Der Gebrauch von bestimmten deutschsprachigen Begriffen kann im wissenschaftlichen Diskurs zu Schwierigkeiten führen. In den Raum-/Planungswissenschaften verwenden deutschsprachige Wissenschaftler Bezeichnungen wie zum Beispiel „Großschutzgebiet“ wie selbstverständlich und gehen davon aus, dass jeder die englische Übersetzung des Terminus („Large (scale) protected area“) sofort versteht. Und ist das so? Nein! In Großbritannien, Polen und auch in den Niederlanden kennt man den Begriff nicht.

Unter dem Begriff Großschutzgebiet werden im deutschen Wissenschaftsgebrauch im allgemeinen Naturparke, Nationalparke und Biosphärenreservate zusammengefasst. Dieser Beitrag soll einige Anmerkungen zu der provokanten Frage formulieren, ob sich die deutschsprachigen Wissenschaftler aus europäischen oder sogar internationalen Diskussionen ausschließen und ob sie zu sehr auf ihre eigene Forschung fokussiert sind, so dass sie oft andere Untersuchungen, insbesondere Studien aus dem angelsächsischen Raum, nicht genügend beachten. Wir betrachten den Diskurs aus sehr unterschiedlichen persönlichen Entwicklungen und aus einer internationalen Perspektive.

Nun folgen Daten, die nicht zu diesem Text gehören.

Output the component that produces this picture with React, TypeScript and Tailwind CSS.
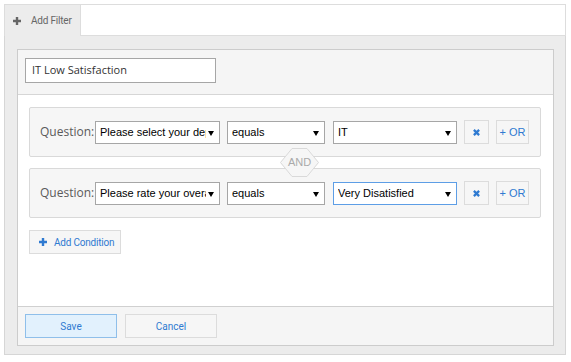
const BLUE = "#2f7ad1";

const PlusIcon = ({ color, size }: { color: string; size: number }) => (
  <svg width={size} height={size} viewBox="0 0 8 8">
    <path d="M4 0v8M0 4h8" stroke={color} strokeWidth="2.4" />
  </svg>
);

const TimesIcon = () => (
  <svg width="7" height="7" viewBox="0 0 8 8">
    <path d="M1 1l6 6M7 1l-6 6" stroke={BLUE} strokeWidth="2.6" />
  </svg>
);

const Select = ({
  text,
  width,
  focused,
}: {
  text: string;
  width: string;
  focused?: boolean;
}) => (
  <div
    className={`relative h-[23px] ${width} shrink-0 border ${
      focused ? "border-[#5d9ee6]" : "border-[#a6a6a6]"
    } bg-white flex items-center pl-[4px] pr-[13px] whitespace-nowrap font-['Liberation_Sans',Arial,sans-serif] text-[11px] text-black`}
  >
    <span className="flex-1 min-w-0 overflow-hidden">{text}</span>
    <span className="absolute right-[5px] top-[9px] w-0 h-0 border-l-[3px] border-r-[3px] border-t-[5px] border-l-transparent border-r-transparent border-t-black" />
  </div>
);

const Condition = ({
  question,
  value,
  focused,
}: {
  question: string;
  value: string;
  focused?: boolean;
}) => (
  <div className="h-[50px] w-[512px] border border-[#d9d9d9] rounded-[2px] bg-[#f6f6f6] flex items-center pl-[10px]">
    <span className="w-[55px] shrink-0 font-['Open_Sans',sans-serif] text-[12px] text-[#5a5a5a]">
      Question:
    </span>
    <Select text={question} width="w-[125px]" />
    <div className="w-[7px]" />
    <Select text="equals" width="w-[98px]" />
    <div className="w-[8px]" />
    <Select text={value} width="w-[124px]" focused={focused} />
    <div className="w-[7px]" />
    <button className="h-[24px] w-[25px] border border-[#dcdcdc] bg-[#f6f6f6] flex items-center justify-center">
      <TimesIcon />
    </button>
    <div className="w-[7px]" />
    <button
      className="h-[24px] w-[33px] border border-[#dcdcdc] bg-[#f6f6f6] flex items-center justify-center whitespace-nowrap font-['Liberation_Sans',Arial,sans-serif] text-[11px]"
      style={{ color: BLUE }}
    >
      + OR
    </button>
  </div>
);

export default function App() {
  return (
    <div className="w-[571px] h-[362px] bg-white pt-[4px] pl-[4px]">
      <div className="w-[562px]">
        <div className="flex h-[32px]">
          <div className="w-[76px] bg-[#ececec] border-l border-t border-[#dddddd] flex items-center pl-[8px] gap-[10px] whitespace-nowrap font-['Roboto',sans-serif] text-[10px] tracking-[-0.2px] text-[#666]">
            <PlusIcon color="#666" size={8} />
            <span>Add Filter</span>
          </div>
          <div className="flex-1 bg-white border border-[#dddddd]" />
        </div>
        <div className="h-[319px] bg-[#ececec] border-l border-r border-b border-[#d6d6d6] pt-[13px] px-[12px]">
          <div className="w-[537px] border border-[#cccccc] bg-white">
            <div className="h-[45px] bg-[#f5f5f5] border-b border-[#d6d6d6] pt-[8px] pl-[7px]">
              <div className="w-[191px] h-[25px] border border-[#a6a6a6] bg-white flex items-center pl-[6px] font-['Open_Sans',sans-serif] text-[11px] text-[#333]">
                IT Low Satisfaction
              </div>
            </div>
            <div className="h-[211px] pt-[12px] pl-[11px]">
              <Condition question="Please select your department" value="IT" />
              <div className="relative h-[11px]">
                <svg
                  className="absolute left-[251px] top-[-9px]"
                  width="39"
                  height="29"
                  viewBox="0 0 39 29"
                >
                  <polygon
                    points="0.5,14.5 12,0.5 27,0.5 38.5,14.5 27,28.5 12,28.5"
                    fill="#f6f6f6"
                    stroke="#d9d9d9"
                  />
                </svg>
                <span className="absolute left-[251px] top-[-9px] w-[39px] h-[29px] flex items-center justify-center font-['Liberation_Sans',Arial,sans-serif] text-[11px] text-[#aaa]">
                  AND
                </span>
              </div>
              <Condition question="Please rate your overall satisfaction" value="Very Disatisfied" focused />
              <button
                className="mt-[12px] h-[24px] w-[92px] border border-[#dcdcdc] bg-[#f6f6f6] flex items-center pl-[9px] gap-[7px] whitespace-nowrap font-['Roboto',sans-serif] text-[10px] tracking-[-0.2px]"
                style={{ color: BLUE }}
              >
                <PlusIcon color={BLUE} size={8} />
                <span>Add Condition</span>
              </button>
            </div>
            <div className="h-[39px] bg-[#f5f5f5] border-t border-[#d0d0d0] flex items-center pl-[7px] gap-[8px] font-['Roboto',sans-serif] text-[10px]">
              <button
                className="h-[24px] w-[92px] border border-[#8fbfea] bg-[#e2f1fd]"
                style={{ color: BLUE }}
              >
                Save
              </button>
              <button
                className="h-[24px] w-[92px] border border-[#dcdcdc] bg-[#f6f6f6]"
                style={{ color: BLUE }}
              >
                Cancel
              </button>
            </div>
          </div>
        </div>
      </div>
    </div>
  );
}
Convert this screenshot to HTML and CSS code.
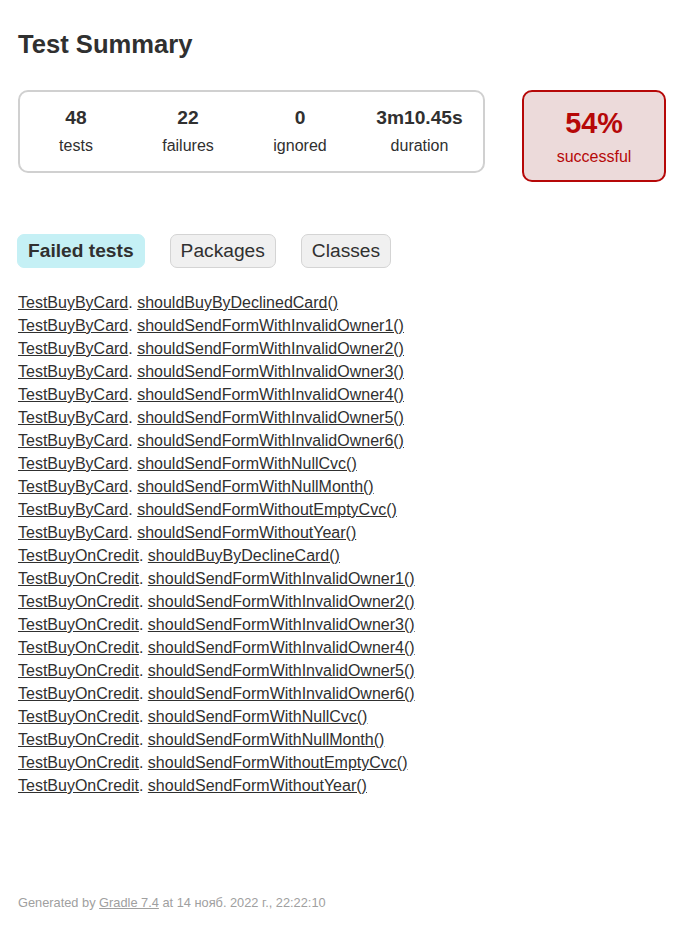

In der wissenschaftlichen Diskussion spielen Begriffe und ihre Definition eine sehr bedeutende Rolle. Bei einer Delphi-Befragung fiel auf, dass die deutschsprachigen Experten, also Experten aus der Schweiz, aus Österreich und aus Deutschland, Begriffe verwenden, die in der internationalen Diskussion kaum bekannt und gebräuchlich sind (Mehnen et al. 2009). Eine Delphi-Studie ist ein mehrstufiges Befragungsverfahren, das in der Technologie-, Zukunfts- und Trendforschung eingesetzt wird. Sie geht auf Forecasting-Entwicklungen der RAND-Corporation im Auftrag des Pentagon zurück, ist aber längst ein fester Bestandteil der Forschungsmethoden der Wirtschafts- und Sozialwissenschaften. Die Delphi-Befragung wurde 2009 zum Thema Governance in Schutzgebieten mit Experten aus Deutschland, Österreich, der Schweiz, Großbritannien, Polen, Ungarn und den Niederlanden durchgeführt. Sie ist Teil eines international angelegten Promotionsvorhabens an der Universität Groningen. Insbesondere der Begriff „Großschutzgebiet“ scheint demnach bei Experten aus Großbritannien, den Niederlanden, aus Polen und Ungarn nicht bekannt zu sein.Was sind nun die Gründe für die Verwendung des Begriffs? Ein wichtiger Grund ist, dass der Begriff Großschutzgebiet eine konsensuale Klammer für Nationalparke, Naturparke und Biosphärenreservate nach der Sevilla-Strategie darstellt und im deutschen Sprachraum ein etablierter Begriff ist. Large (scale) protected areas = Großschutzgebiete wird vor allem benutzt, weil es (zumindest für den deutschsprachigen Raum) üblich ist; aber auch, weil der Begriff mit IUCN und UNESCO assoziiert wird. Im Kontext geht es nicht nur um Natur-, Landschafts- und Biotopschutz, sondern um Regionalentwicklung, Tourismus und regionalökonomische Effekte. Ein Experte sagt: „Das Gebiet ist ein konkret abgegrenzter Raum. Im Gebiet bestehen gesetzlich festgelegte Vereinbarungen zu seinem Schutz. Das Gebiet weist eine Flächengröße auf, die über geschützte Einzelobjekte (Monumente) ganz deutlich hinausgeht“.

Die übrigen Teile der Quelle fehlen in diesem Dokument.